**Exercise details**:
Sort through the data and copy the lines holding the word "React".

**Information shown**:
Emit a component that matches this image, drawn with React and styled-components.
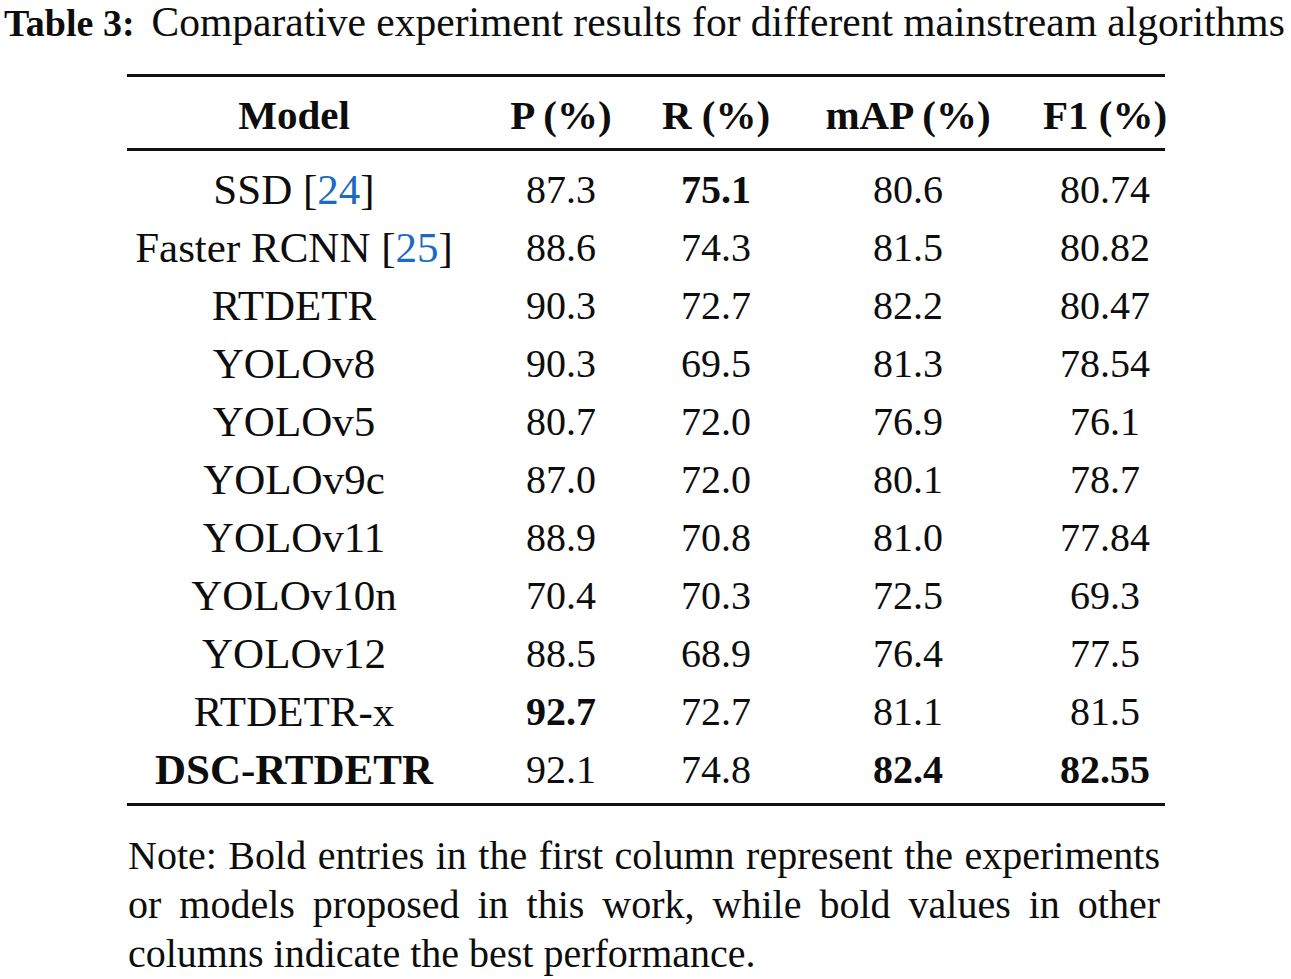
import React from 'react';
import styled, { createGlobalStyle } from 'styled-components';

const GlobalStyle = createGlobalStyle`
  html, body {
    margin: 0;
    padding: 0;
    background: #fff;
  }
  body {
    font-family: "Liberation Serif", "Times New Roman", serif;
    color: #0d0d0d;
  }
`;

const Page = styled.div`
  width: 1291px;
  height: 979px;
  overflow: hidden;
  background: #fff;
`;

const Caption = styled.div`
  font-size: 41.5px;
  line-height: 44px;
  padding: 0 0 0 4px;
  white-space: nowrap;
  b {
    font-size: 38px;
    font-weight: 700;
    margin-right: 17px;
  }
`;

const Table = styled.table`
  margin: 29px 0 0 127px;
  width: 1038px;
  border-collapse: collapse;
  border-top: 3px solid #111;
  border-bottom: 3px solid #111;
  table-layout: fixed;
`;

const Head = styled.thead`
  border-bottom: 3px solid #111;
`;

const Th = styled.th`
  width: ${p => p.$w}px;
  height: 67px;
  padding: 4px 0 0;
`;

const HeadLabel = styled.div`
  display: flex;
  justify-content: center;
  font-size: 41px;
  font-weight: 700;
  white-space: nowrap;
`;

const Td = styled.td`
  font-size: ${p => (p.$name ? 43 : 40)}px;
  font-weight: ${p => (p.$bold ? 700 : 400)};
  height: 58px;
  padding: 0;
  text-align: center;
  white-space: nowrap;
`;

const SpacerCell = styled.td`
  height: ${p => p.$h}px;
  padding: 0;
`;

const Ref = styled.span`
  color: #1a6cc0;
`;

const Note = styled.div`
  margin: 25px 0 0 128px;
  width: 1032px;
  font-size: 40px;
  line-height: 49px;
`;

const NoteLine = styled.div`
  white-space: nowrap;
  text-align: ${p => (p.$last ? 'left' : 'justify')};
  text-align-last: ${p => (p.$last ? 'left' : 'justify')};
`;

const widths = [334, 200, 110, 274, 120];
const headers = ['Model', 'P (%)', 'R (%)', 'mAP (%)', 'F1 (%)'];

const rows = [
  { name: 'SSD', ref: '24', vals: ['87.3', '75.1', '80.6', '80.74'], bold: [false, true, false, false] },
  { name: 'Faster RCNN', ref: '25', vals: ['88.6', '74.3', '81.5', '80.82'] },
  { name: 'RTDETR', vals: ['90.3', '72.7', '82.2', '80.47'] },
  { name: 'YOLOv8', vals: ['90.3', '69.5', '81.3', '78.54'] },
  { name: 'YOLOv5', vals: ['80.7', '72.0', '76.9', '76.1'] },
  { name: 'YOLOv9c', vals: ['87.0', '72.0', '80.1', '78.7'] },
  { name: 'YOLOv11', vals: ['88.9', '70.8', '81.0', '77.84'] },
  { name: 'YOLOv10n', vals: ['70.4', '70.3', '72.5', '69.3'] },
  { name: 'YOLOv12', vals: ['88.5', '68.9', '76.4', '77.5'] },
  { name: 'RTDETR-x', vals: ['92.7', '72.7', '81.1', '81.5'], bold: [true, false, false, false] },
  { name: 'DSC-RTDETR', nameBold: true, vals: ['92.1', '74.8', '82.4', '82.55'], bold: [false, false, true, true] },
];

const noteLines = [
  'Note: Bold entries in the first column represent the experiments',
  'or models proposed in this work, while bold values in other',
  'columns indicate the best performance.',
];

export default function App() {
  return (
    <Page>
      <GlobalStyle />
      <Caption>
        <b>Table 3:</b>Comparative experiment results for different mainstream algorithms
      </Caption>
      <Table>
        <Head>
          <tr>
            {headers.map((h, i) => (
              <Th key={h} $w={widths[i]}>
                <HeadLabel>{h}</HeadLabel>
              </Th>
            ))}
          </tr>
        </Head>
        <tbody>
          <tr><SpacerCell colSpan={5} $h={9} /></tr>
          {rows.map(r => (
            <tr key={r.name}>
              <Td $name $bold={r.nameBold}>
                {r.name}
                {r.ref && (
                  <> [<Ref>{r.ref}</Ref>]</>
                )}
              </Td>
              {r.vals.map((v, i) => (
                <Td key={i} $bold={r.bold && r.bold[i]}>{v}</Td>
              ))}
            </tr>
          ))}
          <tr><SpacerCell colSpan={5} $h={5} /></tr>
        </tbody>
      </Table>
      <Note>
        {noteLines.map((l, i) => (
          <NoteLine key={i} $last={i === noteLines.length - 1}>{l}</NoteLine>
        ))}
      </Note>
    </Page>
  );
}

**Expected output**:
Emit a component that matches this image, drawn with React and styled-components.
import React from 'react';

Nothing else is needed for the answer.